## start

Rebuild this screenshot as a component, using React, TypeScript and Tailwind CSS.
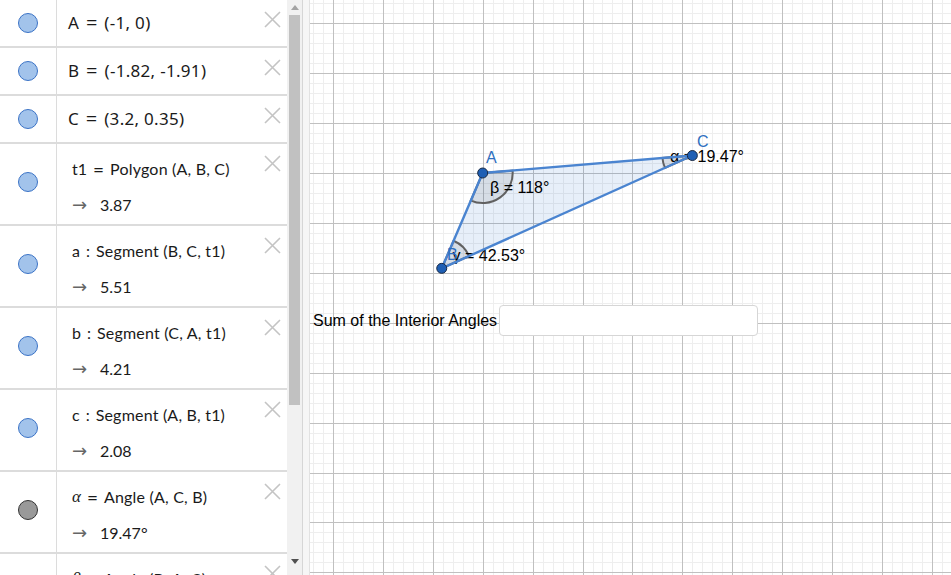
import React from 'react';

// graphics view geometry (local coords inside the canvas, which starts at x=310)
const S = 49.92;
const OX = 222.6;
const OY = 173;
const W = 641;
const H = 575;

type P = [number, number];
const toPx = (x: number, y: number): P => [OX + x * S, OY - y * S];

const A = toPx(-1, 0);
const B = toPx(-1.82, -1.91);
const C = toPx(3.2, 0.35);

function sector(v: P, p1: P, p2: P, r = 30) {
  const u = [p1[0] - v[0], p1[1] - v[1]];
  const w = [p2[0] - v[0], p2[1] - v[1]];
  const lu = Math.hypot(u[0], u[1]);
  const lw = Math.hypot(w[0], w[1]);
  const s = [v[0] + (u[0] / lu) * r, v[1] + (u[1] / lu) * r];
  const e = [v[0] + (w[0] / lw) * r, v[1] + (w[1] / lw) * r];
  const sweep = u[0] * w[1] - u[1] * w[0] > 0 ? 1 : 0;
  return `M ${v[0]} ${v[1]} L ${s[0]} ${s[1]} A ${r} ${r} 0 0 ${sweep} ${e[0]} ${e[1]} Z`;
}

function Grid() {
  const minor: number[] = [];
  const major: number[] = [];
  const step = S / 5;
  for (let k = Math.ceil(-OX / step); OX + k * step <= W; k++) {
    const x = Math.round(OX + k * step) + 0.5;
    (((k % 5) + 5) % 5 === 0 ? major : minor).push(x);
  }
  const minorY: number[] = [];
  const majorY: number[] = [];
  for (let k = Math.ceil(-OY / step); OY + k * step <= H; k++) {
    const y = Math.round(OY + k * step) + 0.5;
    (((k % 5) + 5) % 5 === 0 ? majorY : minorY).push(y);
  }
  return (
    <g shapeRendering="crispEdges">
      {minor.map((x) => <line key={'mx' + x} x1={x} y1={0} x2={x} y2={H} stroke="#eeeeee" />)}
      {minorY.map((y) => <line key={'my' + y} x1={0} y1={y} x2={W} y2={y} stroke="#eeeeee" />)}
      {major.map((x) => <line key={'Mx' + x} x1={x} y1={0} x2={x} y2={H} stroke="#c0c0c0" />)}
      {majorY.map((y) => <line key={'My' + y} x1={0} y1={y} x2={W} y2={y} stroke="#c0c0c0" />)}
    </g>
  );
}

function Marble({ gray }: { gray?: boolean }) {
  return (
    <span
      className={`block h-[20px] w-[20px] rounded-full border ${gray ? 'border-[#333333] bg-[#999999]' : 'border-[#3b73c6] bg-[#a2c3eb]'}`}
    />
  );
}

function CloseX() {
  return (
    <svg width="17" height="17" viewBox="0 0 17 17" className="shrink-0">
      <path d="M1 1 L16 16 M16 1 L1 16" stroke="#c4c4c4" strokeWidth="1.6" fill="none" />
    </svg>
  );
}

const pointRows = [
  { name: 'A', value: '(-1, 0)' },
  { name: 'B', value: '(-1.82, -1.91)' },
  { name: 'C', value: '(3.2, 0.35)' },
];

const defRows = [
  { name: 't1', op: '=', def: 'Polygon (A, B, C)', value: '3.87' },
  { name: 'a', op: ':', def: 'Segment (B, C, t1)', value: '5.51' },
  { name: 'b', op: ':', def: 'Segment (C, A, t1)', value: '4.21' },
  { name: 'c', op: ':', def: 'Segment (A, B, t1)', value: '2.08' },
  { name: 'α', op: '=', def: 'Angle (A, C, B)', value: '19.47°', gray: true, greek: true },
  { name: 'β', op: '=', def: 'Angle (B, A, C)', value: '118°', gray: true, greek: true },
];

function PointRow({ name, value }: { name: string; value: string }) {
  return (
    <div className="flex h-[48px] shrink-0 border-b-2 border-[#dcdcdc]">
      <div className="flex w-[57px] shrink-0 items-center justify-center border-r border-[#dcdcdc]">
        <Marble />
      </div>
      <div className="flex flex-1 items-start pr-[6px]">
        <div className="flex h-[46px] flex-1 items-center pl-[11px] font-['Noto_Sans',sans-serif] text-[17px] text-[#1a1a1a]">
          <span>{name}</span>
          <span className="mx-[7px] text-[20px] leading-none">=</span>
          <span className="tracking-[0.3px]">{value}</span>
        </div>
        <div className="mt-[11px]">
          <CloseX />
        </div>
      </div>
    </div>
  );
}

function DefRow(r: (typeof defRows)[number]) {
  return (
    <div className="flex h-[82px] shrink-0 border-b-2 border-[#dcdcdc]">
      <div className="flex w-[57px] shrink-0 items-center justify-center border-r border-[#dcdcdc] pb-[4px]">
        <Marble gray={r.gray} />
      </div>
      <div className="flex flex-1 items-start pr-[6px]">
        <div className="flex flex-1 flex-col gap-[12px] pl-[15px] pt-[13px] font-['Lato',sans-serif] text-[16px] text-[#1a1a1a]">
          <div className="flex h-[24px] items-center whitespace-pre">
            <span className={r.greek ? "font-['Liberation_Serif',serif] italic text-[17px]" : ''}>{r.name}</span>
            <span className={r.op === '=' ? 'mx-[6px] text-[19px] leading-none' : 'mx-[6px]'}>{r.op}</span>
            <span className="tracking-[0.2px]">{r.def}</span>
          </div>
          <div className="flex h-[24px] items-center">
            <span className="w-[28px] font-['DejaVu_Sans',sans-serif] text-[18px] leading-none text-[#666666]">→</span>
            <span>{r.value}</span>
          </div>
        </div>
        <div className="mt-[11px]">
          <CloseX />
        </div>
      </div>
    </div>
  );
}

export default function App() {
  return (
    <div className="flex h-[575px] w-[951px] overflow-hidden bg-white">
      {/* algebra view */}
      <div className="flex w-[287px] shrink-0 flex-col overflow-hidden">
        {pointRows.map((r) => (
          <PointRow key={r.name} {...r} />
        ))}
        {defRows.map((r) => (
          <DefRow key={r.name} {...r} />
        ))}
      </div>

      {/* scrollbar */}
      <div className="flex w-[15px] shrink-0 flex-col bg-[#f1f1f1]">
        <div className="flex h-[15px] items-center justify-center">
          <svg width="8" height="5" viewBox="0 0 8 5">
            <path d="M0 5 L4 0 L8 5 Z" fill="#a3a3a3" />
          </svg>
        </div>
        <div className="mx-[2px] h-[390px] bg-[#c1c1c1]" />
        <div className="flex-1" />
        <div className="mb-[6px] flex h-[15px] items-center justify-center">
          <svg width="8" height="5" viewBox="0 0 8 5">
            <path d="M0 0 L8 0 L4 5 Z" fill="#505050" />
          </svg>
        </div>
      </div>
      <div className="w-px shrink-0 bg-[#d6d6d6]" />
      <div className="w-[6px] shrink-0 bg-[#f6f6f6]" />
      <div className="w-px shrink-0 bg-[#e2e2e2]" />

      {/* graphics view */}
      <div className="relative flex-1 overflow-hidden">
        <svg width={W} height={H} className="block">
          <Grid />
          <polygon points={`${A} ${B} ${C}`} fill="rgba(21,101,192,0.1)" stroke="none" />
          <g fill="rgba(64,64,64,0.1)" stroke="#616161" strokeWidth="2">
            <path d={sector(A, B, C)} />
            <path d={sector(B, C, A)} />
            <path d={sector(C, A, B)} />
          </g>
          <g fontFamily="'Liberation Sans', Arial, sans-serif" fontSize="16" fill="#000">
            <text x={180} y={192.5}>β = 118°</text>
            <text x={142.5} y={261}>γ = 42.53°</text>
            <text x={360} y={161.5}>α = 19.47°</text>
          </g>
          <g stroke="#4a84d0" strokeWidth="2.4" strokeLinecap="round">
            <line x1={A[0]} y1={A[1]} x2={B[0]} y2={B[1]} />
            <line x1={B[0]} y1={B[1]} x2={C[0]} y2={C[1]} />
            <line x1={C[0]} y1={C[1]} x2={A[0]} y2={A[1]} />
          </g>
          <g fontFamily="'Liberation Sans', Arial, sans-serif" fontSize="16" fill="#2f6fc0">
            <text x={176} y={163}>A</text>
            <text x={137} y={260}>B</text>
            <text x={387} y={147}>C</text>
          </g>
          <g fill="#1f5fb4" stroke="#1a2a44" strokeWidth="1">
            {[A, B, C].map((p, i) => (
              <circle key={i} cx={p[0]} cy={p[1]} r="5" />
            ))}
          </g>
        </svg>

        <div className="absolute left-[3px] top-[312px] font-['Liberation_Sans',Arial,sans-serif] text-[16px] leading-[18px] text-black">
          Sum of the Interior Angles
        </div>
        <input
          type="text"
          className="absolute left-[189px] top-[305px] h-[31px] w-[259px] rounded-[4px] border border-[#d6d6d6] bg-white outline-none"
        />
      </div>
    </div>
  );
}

## end

EXERCISE DIRECTIONS - Write out nothing but the lines from the start of the data through the line with "const C = toPx(3.2, 0.35);". Leave out the pictures.

EXERCISE RESULT -
Rebuild this screenshot as a component, using React, TypeScript and Tailwind CSS.
import React from 'react';

// graphics view geometry (local coords inside the canvas, which starts at x=310)
const S = 49.92;
const OX = 222.6;
const OY = 173;
const W = 641;
const H = 575;

type P = [number, number];
const toPx = (x: number, y: number): P => [OX + x * S, OY - y * S];

const A = toPx(-1, 0);
const B = toPx(-1.82, -1.91);
const C = toPx(3.2, 0.35);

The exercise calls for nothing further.